## ENTRIES SUPPLIED
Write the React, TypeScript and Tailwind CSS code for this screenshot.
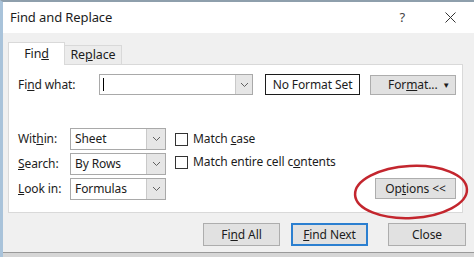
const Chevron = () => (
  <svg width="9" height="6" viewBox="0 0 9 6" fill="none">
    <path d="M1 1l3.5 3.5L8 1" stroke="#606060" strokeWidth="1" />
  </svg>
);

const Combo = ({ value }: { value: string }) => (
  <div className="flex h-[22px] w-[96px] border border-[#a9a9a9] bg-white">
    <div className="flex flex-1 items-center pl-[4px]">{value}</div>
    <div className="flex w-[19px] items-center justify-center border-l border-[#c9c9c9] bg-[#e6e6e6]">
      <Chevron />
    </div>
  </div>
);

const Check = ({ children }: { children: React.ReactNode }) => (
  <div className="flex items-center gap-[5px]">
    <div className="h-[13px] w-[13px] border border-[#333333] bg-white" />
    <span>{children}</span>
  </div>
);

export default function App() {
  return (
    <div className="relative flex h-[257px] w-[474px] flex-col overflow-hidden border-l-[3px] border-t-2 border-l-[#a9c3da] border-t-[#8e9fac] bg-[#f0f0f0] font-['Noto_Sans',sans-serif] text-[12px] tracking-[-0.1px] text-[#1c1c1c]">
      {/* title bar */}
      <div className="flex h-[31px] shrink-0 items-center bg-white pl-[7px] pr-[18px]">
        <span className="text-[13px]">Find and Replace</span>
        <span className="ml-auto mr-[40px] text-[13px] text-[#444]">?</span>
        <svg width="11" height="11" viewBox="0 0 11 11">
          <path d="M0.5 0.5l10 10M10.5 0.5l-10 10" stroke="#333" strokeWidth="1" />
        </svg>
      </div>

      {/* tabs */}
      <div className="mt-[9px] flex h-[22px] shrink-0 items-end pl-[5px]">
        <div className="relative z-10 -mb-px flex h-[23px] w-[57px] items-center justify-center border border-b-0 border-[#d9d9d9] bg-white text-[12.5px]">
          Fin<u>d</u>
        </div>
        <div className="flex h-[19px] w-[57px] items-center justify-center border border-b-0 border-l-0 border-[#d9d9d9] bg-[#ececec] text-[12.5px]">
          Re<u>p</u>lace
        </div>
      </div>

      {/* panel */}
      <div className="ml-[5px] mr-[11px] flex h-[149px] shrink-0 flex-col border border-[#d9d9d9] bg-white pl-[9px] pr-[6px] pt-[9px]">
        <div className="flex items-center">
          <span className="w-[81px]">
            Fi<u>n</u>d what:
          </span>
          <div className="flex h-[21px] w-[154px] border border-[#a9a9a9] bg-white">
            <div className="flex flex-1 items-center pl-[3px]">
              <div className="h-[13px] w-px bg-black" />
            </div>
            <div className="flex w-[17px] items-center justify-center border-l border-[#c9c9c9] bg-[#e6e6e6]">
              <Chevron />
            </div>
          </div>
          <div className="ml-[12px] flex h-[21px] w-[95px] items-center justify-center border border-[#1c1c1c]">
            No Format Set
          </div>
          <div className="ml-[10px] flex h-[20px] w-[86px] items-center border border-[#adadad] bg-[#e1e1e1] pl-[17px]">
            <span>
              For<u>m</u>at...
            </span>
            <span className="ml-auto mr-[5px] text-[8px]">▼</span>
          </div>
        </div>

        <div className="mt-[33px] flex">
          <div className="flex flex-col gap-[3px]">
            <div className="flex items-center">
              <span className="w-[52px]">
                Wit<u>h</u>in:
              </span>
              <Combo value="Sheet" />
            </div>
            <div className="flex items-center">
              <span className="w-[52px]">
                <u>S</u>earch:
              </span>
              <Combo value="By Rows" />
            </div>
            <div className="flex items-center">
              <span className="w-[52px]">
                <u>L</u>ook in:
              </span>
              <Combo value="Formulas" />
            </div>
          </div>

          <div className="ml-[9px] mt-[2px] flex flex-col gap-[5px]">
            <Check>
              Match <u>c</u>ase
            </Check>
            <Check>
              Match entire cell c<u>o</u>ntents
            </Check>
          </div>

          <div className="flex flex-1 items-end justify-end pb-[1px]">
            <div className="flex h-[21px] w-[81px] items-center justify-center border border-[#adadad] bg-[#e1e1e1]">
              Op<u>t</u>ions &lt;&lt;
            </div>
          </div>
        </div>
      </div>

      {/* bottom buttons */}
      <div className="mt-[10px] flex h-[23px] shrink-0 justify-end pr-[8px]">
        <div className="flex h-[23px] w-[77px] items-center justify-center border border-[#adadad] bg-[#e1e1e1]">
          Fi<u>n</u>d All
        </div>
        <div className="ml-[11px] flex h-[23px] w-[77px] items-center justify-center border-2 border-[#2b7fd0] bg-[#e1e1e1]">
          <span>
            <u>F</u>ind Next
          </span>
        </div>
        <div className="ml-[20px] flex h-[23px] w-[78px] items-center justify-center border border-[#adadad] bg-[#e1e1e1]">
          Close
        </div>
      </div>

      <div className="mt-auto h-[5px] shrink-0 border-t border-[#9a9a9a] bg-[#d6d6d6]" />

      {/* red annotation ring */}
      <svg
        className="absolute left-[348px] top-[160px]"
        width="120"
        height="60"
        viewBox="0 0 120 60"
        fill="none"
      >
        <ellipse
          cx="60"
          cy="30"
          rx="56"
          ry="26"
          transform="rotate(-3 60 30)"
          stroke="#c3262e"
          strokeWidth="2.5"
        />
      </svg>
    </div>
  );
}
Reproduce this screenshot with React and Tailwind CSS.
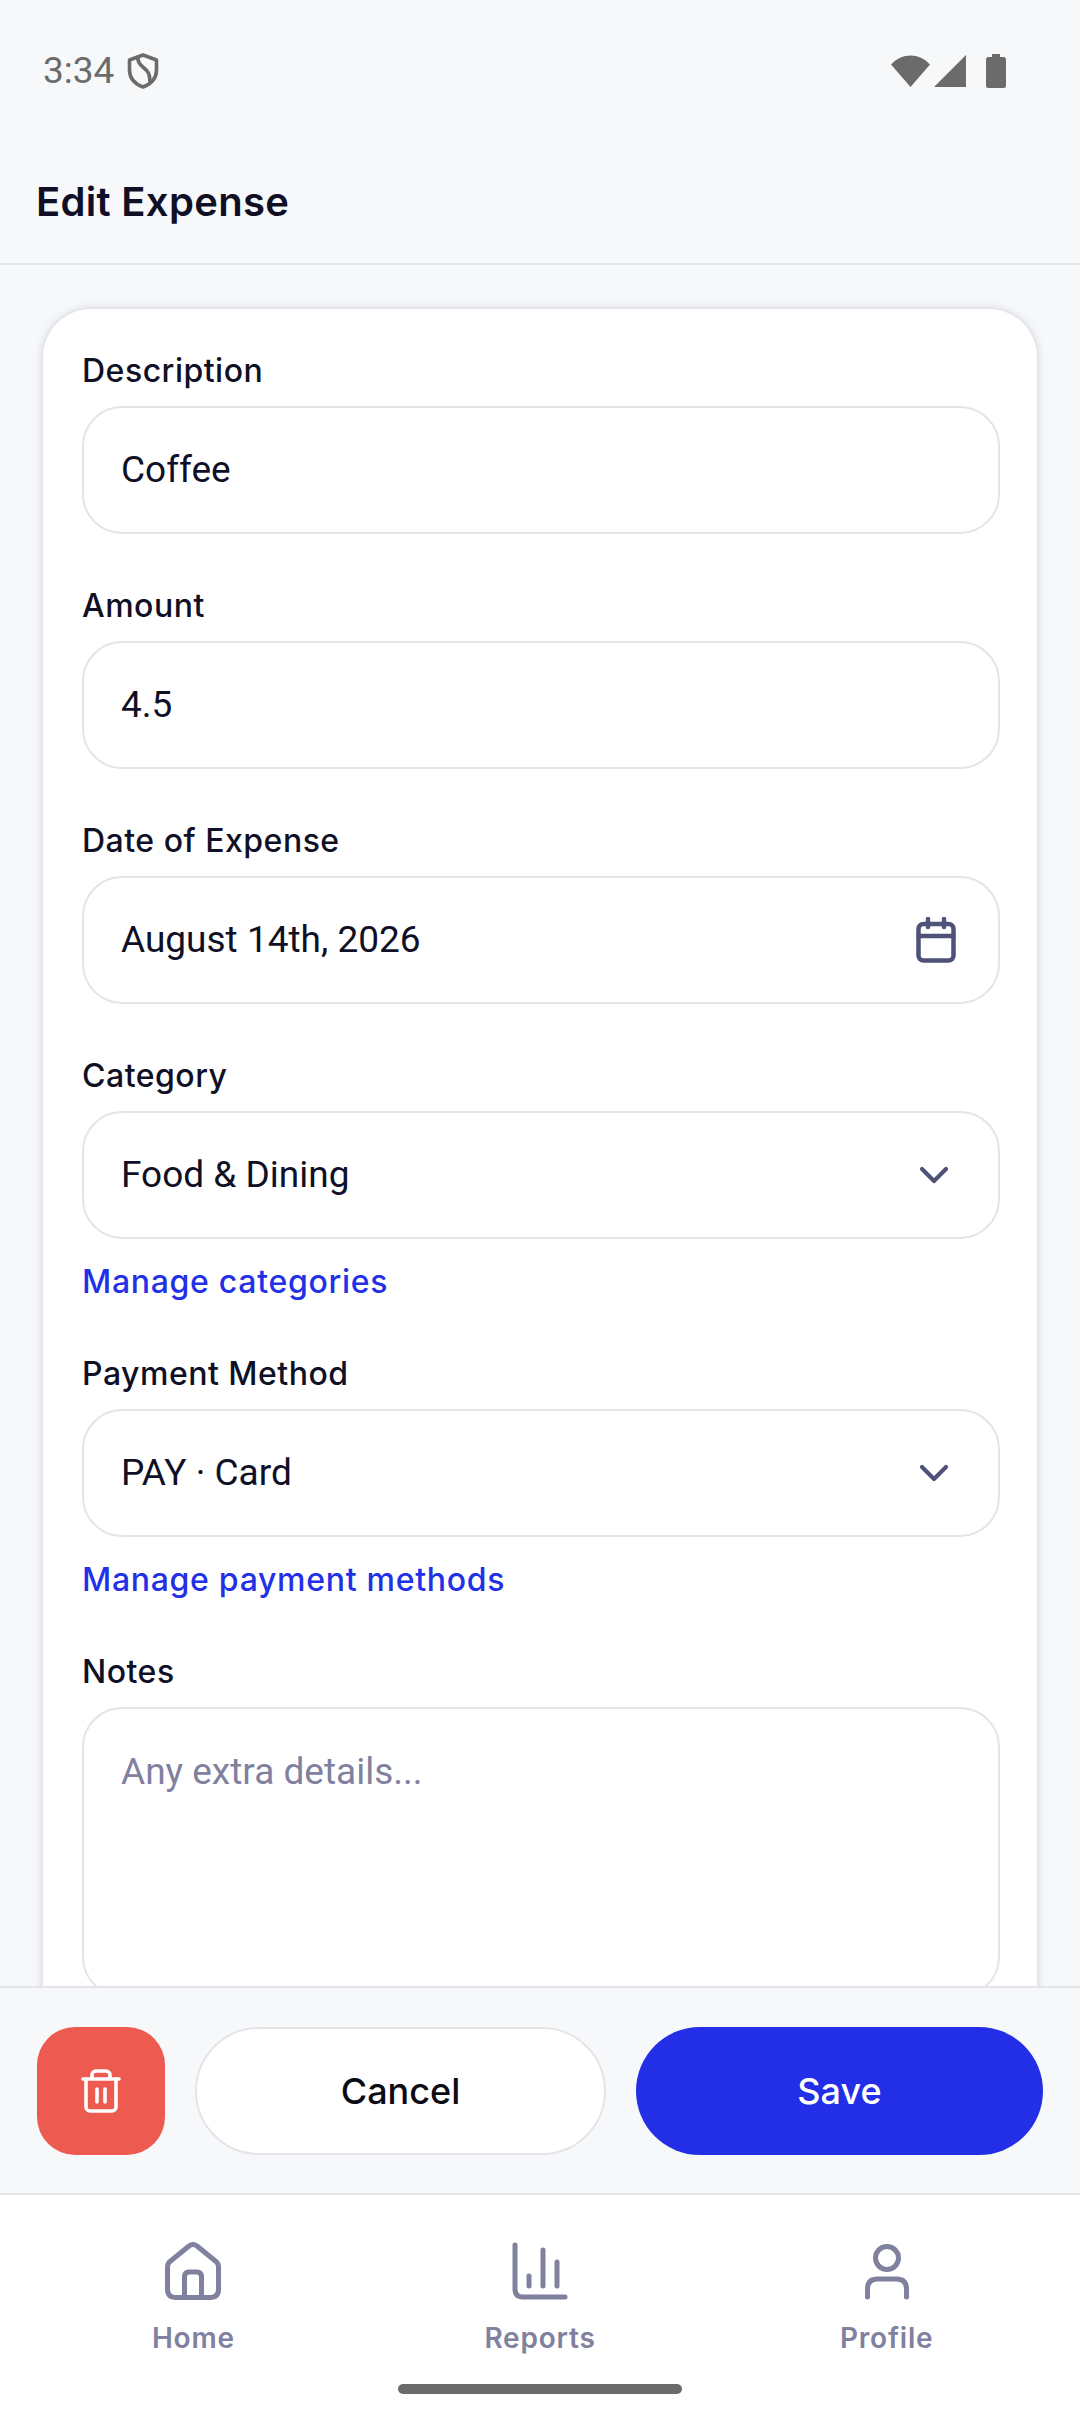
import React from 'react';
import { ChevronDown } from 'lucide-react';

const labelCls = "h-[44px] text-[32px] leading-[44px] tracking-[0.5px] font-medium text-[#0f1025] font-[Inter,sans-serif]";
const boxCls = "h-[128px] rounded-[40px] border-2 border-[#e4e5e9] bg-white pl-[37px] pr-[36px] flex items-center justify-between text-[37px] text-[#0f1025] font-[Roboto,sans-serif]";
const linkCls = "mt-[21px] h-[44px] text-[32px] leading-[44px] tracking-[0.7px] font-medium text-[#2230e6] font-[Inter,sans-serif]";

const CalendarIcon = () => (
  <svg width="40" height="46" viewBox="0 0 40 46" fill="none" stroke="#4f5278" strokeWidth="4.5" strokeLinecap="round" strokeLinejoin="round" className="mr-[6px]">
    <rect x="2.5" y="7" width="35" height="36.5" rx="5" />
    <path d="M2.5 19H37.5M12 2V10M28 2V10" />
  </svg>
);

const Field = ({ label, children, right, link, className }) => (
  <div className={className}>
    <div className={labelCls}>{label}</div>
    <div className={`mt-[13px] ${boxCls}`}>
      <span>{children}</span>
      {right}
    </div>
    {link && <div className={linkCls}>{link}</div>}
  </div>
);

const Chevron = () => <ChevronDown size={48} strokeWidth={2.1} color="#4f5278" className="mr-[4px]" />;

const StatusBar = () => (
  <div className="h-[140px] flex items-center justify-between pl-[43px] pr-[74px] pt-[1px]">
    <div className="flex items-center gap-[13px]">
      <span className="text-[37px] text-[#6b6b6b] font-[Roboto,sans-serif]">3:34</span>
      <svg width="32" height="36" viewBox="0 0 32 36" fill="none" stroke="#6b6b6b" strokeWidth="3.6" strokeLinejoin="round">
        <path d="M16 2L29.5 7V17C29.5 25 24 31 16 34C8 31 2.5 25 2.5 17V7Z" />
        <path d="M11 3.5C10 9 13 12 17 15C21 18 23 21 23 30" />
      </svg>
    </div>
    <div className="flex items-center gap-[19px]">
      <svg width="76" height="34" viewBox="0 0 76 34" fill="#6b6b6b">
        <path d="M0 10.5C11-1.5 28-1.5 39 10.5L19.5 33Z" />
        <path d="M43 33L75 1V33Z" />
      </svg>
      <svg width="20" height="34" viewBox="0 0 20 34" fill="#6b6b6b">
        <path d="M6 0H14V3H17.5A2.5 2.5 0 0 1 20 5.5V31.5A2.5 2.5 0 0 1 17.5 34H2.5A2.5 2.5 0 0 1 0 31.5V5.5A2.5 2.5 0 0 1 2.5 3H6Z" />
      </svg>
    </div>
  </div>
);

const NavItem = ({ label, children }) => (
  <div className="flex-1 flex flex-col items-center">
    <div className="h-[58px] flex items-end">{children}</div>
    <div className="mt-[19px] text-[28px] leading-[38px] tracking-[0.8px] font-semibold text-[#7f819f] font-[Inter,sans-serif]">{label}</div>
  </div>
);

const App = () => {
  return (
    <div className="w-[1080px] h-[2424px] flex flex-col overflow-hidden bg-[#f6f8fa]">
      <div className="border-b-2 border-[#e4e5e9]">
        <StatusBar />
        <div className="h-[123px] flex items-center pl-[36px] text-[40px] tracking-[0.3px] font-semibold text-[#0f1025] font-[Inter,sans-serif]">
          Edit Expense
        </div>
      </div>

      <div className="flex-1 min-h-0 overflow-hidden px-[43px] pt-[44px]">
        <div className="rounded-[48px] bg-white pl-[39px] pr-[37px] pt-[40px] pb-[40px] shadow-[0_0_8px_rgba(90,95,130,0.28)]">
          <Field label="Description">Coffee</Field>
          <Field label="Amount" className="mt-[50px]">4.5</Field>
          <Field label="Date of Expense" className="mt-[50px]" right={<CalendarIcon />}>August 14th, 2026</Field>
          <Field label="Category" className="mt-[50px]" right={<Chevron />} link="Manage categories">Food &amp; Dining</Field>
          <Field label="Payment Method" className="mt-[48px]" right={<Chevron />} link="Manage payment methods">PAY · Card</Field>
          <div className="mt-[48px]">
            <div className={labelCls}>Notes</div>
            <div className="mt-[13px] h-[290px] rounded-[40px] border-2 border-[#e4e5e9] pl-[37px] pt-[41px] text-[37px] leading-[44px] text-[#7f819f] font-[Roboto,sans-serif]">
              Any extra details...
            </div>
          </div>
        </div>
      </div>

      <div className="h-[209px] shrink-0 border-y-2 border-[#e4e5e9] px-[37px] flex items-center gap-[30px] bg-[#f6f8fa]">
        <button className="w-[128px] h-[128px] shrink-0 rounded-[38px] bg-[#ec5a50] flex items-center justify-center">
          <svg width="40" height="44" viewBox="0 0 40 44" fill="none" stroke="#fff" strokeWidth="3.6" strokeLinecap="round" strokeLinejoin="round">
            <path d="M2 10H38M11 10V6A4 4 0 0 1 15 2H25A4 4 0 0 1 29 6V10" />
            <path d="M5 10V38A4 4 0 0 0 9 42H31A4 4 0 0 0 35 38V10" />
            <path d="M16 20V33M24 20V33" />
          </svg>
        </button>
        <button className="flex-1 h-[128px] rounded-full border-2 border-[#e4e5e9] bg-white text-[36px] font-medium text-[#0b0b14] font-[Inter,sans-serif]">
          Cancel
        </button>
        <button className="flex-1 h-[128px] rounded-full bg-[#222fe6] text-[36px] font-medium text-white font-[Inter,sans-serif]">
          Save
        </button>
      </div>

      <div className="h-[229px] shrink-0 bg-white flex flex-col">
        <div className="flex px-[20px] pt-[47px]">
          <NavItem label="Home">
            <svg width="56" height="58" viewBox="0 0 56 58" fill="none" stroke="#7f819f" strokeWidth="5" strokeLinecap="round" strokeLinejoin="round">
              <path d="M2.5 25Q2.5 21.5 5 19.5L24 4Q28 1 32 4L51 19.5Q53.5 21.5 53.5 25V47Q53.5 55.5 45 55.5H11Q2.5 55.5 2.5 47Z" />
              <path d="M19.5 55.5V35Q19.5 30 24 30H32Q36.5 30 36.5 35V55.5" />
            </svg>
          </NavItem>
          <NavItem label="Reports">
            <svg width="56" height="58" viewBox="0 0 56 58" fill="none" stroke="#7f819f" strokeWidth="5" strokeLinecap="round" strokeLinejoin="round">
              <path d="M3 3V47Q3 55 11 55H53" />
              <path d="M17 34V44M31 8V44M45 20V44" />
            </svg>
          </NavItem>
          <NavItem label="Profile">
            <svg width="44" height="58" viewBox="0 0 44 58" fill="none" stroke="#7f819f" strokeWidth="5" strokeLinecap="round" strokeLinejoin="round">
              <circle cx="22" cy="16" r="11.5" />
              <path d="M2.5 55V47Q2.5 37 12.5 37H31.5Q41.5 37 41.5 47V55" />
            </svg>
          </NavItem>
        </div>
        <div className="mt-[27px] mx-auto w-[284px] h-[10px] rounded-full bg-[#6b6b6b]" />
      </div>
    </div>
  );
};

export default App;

## EXERCISE DESCRIPTION
Select and copy every line from the records that includes the word "screenshot".

## REPLY TO THE TASK
Write the React, TypeScript and Tailwind CSS code for this screenshot.
Reproduce this screenshot with React and Tailwind CSS.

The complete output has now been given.